Short exercise >> Pick out all lines with the word "components" from the records that follow.

Supplied entries >>
○ ○ ○ ○ ○ ○ ○

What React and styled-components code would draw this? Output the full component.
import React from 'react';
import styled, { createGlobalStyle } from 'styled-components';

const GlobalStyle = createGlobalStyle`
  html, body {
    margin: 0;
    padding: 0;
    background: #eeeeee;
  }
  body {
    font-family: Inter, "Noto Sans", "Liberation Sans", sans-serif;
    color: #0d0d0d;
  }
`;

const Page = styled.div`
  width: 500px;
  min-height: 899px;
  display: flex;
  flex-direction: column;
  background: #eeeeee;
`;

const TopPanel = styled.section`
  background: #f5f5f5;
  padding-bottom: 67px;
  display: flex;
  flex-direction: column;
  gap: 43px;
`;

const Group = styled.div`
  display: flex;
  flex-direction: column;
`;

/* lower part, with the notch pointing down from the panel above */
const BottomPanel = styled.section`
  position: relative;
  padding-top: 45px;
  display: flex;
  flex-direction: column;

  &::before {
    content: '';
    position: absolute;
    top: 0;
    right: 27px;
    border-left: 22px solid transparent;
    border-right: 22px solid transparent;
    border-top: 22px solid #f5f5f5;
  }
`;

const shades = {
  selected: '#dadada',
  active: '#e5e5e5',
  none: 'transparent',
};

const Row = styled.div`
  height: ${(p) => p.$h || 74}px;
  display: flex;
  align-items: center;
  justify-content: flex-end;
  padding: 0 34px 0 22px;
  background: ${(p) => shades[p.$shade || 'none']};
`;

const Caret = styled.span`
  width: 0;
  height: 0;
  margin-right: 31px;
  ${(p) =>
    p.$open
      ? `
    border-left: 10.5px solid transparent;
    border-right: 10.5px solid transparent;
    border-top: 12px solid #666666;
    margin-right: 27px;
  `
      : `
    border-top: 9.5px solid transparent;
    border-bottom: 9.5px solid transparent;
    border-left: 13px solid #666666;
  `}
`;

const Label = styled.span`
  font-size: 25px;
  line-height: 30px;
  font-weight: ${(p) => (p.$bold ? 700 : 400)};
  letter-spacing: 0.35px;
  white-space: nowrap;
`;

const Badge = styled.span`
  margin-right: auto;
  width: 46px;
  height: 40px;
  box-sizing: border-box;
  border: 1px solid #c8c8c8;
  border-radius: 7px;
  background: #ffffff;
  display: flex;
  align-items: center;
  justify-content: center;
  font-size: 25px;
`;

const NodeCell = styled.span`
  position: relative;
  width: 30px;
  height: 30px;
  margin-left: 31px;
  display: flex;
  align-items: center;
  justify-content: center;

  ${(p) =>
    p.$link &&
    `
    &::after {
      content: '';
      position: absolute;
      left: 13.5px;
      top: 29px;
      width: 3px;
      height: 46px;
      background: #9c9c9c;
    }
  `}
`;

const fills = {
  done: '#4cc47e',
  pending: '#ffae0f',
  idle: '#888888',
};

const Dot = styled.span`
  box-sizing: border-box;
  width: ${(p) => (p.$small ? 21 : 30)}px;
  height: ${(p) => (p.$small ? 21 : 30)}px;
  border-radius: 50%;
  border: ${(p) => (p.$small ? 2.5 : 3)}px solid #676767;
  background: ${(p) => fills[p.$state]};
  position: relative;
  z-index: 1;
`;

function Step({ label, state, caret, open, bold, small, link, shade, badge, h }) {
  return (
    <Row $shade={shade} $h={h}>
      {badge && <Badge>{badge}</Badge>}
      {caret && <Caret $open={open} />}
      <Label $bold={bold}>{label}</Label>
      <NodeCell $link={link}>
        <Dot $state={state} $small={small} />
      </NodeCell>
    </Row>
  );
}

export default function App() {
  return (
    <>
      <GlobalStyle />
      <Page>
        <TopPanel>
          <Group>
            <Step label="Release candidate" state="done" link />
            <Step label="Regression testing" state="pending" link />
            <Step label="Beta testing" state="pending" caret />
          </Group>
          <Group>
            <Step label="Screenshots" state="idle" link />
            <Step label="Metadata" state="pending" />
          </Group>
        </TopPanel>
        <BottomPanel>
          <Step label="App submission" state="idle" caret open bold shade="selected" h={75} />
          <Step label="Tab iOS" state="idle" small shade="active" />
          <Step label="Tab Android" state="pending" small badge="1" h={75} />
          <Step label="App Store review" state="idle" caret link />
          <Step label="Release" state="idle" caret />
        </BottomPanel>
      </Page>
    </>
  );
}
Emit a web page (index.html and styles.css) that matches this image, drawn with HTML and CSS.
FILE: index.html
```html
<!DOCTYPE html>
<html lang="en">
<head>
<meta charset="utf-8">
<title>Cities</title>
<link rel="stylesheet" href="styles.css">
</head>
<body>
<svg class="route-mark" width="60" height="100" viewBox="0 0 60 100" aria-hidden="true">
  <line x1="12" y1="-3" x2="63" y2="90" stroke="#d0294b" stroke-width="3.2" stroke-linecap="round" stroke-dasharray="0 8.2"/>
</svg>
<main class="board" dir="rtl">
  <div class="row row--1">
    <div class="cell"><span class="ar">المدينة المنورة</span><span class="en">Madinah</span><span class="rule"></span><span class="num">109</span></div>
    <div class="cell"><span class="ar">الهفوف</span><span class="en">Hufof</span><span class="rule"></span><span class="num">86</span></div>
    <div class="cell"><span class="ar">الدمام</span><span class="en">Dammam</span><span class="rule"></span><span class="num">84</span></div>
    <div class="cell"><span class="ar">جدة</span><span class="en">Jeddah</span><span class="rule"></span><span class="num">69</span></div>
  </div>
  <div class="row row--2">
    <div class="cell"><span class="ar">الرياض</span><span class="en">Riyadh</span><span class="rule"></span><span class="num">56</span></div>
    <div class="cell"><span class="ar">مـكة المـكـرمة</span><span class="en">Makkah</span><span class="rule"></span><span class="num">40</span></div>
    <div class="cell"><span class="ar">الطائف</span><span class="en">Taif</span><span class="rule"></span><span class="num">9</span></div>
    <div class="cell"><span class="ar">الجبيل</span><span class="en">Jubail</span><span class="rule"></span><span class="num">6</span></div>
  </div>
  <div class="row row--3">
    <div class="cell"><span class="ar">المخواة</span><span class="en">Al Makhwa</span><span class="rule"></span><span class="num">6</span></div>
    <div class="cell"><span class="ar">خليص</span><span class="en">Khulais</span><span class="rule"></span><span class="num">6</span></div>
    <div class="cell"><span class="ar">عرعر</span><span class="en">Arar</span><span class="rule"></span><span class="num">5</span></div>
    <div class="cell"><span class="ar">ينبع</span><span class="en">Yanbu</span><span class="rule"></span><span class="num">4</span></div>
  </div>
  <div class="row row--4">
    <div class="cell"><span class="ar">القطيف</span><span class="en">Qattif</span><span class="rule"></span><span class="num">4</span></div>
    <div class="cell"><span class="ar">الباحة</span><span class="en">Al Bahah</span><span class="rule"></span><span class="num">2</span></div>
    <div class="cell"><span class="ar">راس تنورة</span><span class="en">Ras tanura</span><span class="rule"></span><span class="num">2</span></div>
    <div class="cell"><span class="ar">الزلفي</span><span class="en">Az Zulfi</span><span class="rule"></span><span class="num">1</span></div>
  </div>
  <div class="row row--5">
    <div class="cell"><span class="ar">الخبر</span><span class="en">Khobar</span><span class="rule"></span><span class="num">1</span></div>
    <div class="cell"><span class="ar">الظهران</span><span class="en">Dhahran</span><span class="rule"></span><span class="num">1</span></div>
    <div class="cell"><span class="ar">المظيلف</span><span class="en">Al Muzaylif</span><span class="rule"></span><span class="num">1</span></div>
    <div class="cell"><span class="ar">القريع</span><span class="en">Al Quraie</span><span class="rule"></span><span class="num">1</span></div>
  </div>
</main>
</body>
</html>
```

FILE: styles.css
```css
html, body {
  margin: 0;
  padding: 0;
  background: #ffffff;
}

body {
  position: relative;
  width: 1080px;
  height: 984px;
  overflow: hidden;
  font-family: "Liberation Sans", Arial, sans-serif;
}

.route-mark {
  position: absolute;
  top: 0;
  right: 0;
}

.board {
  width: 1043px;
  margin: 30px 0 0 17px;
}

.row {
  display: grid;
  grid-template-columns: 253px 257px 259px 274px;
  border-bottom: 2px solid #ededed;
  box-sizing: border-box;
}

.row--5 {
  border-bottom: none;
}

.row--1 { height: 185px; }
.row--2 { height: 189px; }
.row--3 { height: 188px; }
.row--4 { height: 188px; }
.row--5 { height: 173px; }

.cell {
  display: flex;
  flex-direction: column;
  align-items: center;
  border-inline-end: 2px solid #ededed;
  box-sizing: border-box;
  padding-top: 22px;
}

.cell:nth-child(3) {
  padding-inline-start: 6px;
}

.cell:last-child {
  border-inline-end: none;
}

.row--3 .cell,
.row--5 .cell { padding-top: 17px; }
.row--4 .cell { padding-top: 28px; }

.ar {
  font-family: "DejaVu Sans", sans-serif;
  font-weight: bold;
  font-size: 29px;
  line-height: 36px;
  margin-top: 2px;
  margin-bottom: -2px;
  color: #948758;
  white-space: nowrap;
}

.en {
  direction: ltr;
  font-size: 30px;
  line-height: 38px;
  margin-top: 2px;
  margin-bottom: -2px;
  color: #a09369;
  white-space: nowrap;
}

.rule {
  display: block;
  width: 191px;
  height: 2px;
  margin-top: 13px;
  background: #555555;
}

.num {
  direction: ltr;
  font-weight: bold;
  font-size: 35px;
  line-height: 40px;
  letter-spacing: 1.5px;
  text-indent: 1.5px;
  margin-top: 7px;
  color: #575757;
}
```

○ ○ ○ ○ ○ ○ ○

Exercise answer >>
What React and styled-components code would draw this? Output the full component.
import styled, { createGlobalStyle } from 'styled-components';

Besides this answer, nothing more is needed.